What Books Are Similar To The Devil Comes Courting?

2026-03-13 14:44:03 194

4 Answers

Reese
Reese
2026-03-14 00:57:35
I got totally hooked by the mixture of brains-and-heart in 'The Devil Comes Courting'—the way the romance grows through telegrams and slow, stubborn trust felt like something rare in historical romance. The book’s heroine, Amelia, is a brilliant, reclusive mind with a complicated cultural background, and the male lead’s cable-laying ambitions set a real, mechanical stakes to their love story; Milan balances social themes and romance with tenderness and hard edges. If you want more of that exact vibe—letters/telegrams or sustained long-distance emotional build, cultural friction, and a heroine who’s prized for her intellect—try these: 'Wired Love: A Romance of Dots and Dashes' (an earnest Victorian novella about telegraph operators falling for one another across the wire, which feels like the literal ancestor of Milan’s telegraphic intimacy), 'Last Night at the Telegraph Club' (for a 20th-century take where telegraph/telephone-era settings intersect with Chinese/Chinese-American identity and tender coming-of-age romance), and Karen Witemeyer’s 'Heart on the Line' (a lighter, faith-friendly historical romance with a telegraph-operator heroine and the workplace/technology-as-matchmaking beats).

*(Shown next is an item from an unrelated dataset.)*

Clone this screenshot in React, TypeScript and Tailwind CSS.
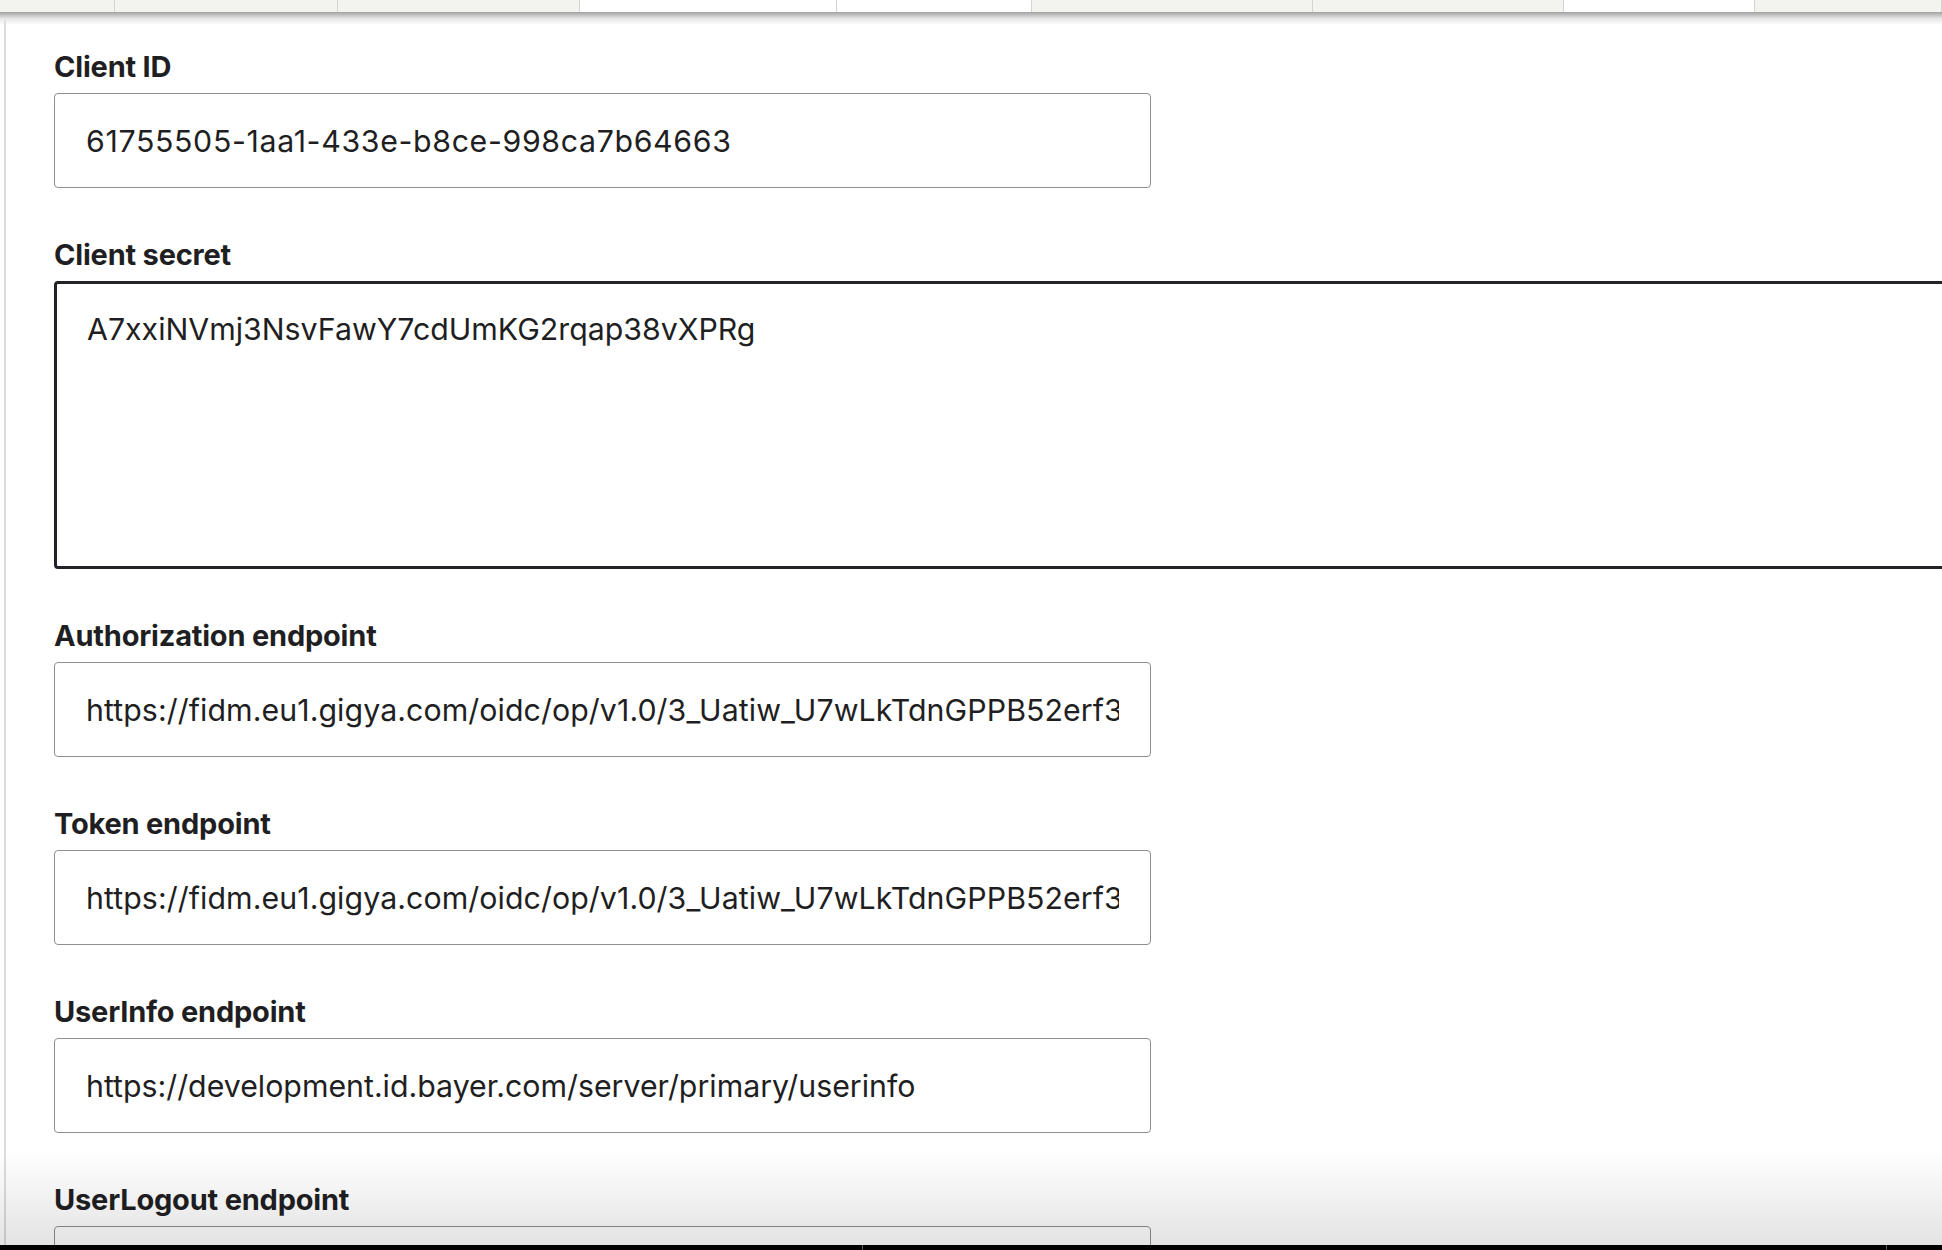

Each of these scratches a different itch: the antique tech romance, cross-cultural identity and emotion, and the telegrapher’s workplace dynamic respectively.
Elijah
Elijah
2026-03-14 10:32:12
Reading 'The Devil Comes Courting' made me keenly aware of how communication technologies shape intimacy, and so I look for novels that make tech or cross-cultural pressure active characters in the romance. 'Wired Love' is essentially an early example of online-dating-by-telegraph: two operators fall in love across coded messages, which mirrors Milan’s love-by-telegraph setup in spirit and structure. For a modern-historical exploration of Chinese identity folded into a love story, 'Last Night at the Telegraph Club' interrogates family, belonging, and desire within a Chinatown milieu and evokes the same emotional honesty Milan brings to Amelia’s background. If you prefer more traditional historical-regency romance that still foregrounds the heroine’s agency and workplace stakes, Courtney Milan’s own other Worth Saga entries (for example 'After the Wedding') continue the series’ pattern of social themes, smart heroines, and emotional labor that pays off in the romance. Each of these titles approaches cultural friction, slow emotional discovery, or the telegraph/communications angle in ways that felt familiar to me after finishing 'The Devil Comes Courting'.
Emily
Emily
2026-03-16 12:31:13
I loved how 'The Devil Comes Courting' makes the telegraph into something intimate and plot-driving rather than just background color, so my quick recs lean that way. If you enjoyed the long-distance code-and-letters chemistry, 'Wired Love: A Romance of Dots and Dashes' is a delightful, short Victorian-era story that literally stages a romance through telegraph correspondence, and it’s public-domain fun if you want to read something quirky and historic. For a book that echoes Milan’s attention to Chinese/Chinese-diaspora identity within a love story, check out 'Last Night at the Telegraph Club'—it’s not the same era, but it nails cultural pressure and tender, building attraction in a way that will resonate. If you want another historical romance where communication/technology and moral/social questions matter to the couple’s growth, Karen Witemeyer’s 'Heart on the Line' fits nicely. I keep reaching for these when I want that warm mix of brains, constraint, and slow-burn heart.
Zander
Zander
2026-03-19 17:27:35
I keep recommending two short reads whenever someone asks for books like 'The Devil Comes Courting': first, 'Wired Love: A Romance of Dots and Dashes'—it’s an old, charming telegraph-operator romance that captures the whole idea of falling for someone through messages before you ever meet them; it’s a perfect palate-cleanser that highlights how technology can be romantic. Second, 'Last Night at the Telegraph Club' gives a more modern historical perspective on Chinese/Chinese-American identity and quiet, building romance, so if Amelia’s background and the cultural threads in Milan’s book mattered to you, this one will land. If you want another historical romance with telegraph/workplace sparks and emotional depth, Karen Witemeyer’s 'Heart on the Line' is a cozy pick. I found all of these kept the same earnest heart and clever emotional pacing I loved in Milan’s story.